Jūratė Kavaliauskaitė
Vilnius University
Jūratė Kavaliauskaitė
Vilnius University
Open Panel

Abstract

Political scientists show a growing interest in new television formats based on humorous communication. The interest conveys a general concern about effects of humor on declining political engagement. However, no unanimous findings about humor exist: skeptics refer either to threat of glum political cynicism or a mass withdrawal to entertainment and leisure culture; optimists stress opportunities to bring politics down to everyday life of a citizen and grab her back into the public life. Why findings are so discrepant, even in similar research contexts? First, the variable of humor still remains a tricky “black box” devoid of an established and agreed definitions (e.g. humor, comedy, show, satire, infotainment, etc.). Second, “political comedy show” is often held a single genre, and few empirical studies discriminate between various new hybrid entertaining, satiric, comic, or burlesque TV formats with potentially discrepant influences on viewers.

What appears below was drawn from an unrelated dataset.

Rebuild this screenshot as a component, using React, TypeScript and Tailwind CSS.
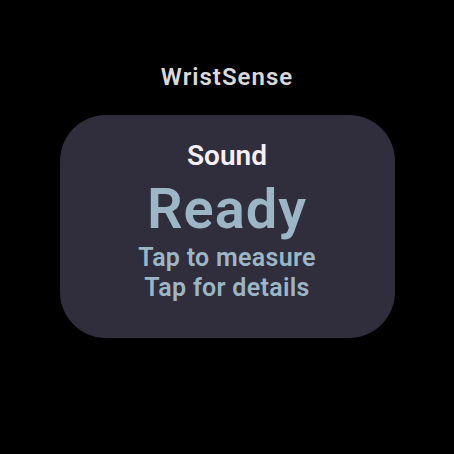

Third, an exposure to televised humor is a reigning variable to measure impacts. The paper suggests introducing instruments of “reception studies” into “communication effects” research to overcome shortcoming of previous endeavors. It presents results of public survey, conducted in Lithuania in Autumn 2008 (N=1009) and addressing relationship between televised humor (Dviracio Sou) and political engagement. The empirical quantitative study supports the following argument. According Austin (1976), humorous discourse is non-serious in terms of its playfulness or pragmatic ambiguity (e.g. joking or sneering?). Therefore relationship between television humor and political behavior depends upon ways audiences tackle this pragmatic ambiguity and perceive the genre of humorous program. Empirical study confirms the relevance of an introduced variable of generic perception of humorous discourse in the research of political impacts of humorous TV, as well as shows positive relationship between “serious” reading of the televised humor and political participation.